Hi all,
I've been looking at Apifier and was wondering if there was a way to send a Post response in a web script. This would allow mp3tag to outsource the crawling and data extraction to a online service that works with https and services where you have to login.

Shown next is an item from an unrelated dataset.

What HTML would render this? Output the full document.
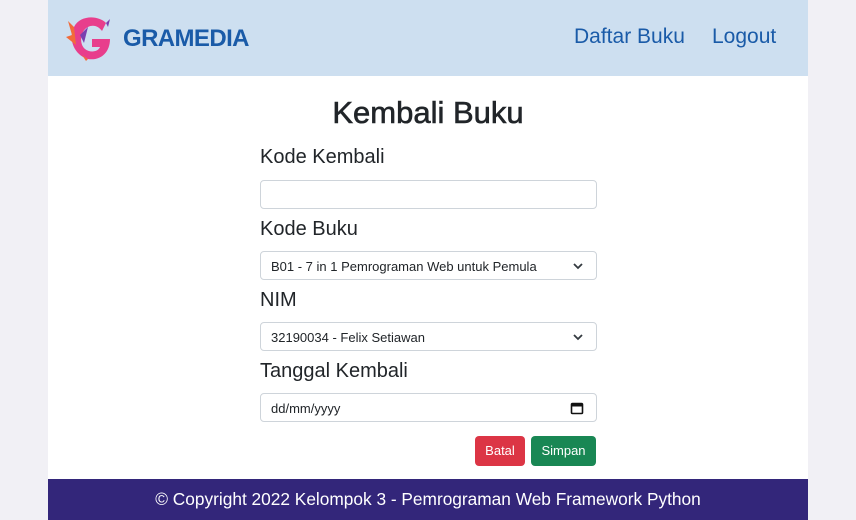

heres an example using cUrl.
curl --include \
--request PUT \
--header "Content-Type: application/json" \
--data-binary "{
\"customId\": \"My_crawler\",
\"comments\": \"My testing crawler\",
\"startUrls\": [
{
\"key\": \"START\",
\"value\": \"http://example.com\"
}
],
\"crawlPurls\": [
{
\"key\": \"PAGE\",
\"value\": \"http://example.com/test-2/[.*]\"
}
],
\"pageFunction\": \"function(context) { /* ... */ }\",
\"clickableElementsSelector\": \"#article a\",
\"interceptRequest\": \"function interceptRequest(context, newRequest) { return newRequest; }\",
\"considerUrlFragment\": true,
\"loadImages\": true,
\"loadCss\": true,
\"injectJQuery\": true,
\"injectUnderscoreJs\": true,
\"ignoreRobotsTxt\": false,
\"skipLoadingFrames\": true,
\"verboseLog\": true,
\"disableWebSecurity\": true,
\"maxCrawledPages\": 60,
\"maxOutputPages\": 60,
\"maxCrawlDepth\": 10,
\"timeout\": 300,
\"resourceTimeout\": 3000,
\"pageLoadTimeout\": 3000,
\"pageFunctionTimeout\": 3000,
\"maxInfiniteScrollHeight\": 600,
\"randomWaitBetweenRequests\": 1000,
\"maxCrawledPagesPerSlave\": 20,
\"maxParallelRequests\": 10,
\"customHttpHeaders\": [
{
\"key\": \"X-My-Header\",
\"value\": \"my value\"
}
],
\"customProxies\": \"http://username:password@myproxy.com:8080\",
\"cookies\": [
{
\"domain\": \".example.com\",
\"expires\": \"Thu, 01 Jun 2017 16:14:38 GMT\",
\"expiry\": \"1496333678\",
\"httponly\": \"true\",
\"name\": \"NAME\",
\"path\": \"/\",
\"secure\\\\"\": \"false\",
\"value\\\\"\": \"Some value\"
}
],
\"cookiesPersistence\": \"PER_PROCESS\",
\"customData\": \"some custom content\",
\"finishWebhookUrl\": \"http://example.com/some/path\"
}" \
'https://api.apifier.com/v1/hNNQbYhnwafECWc8f/crawlers/CwNxxSNdBYw7NWLjb?token=[token]'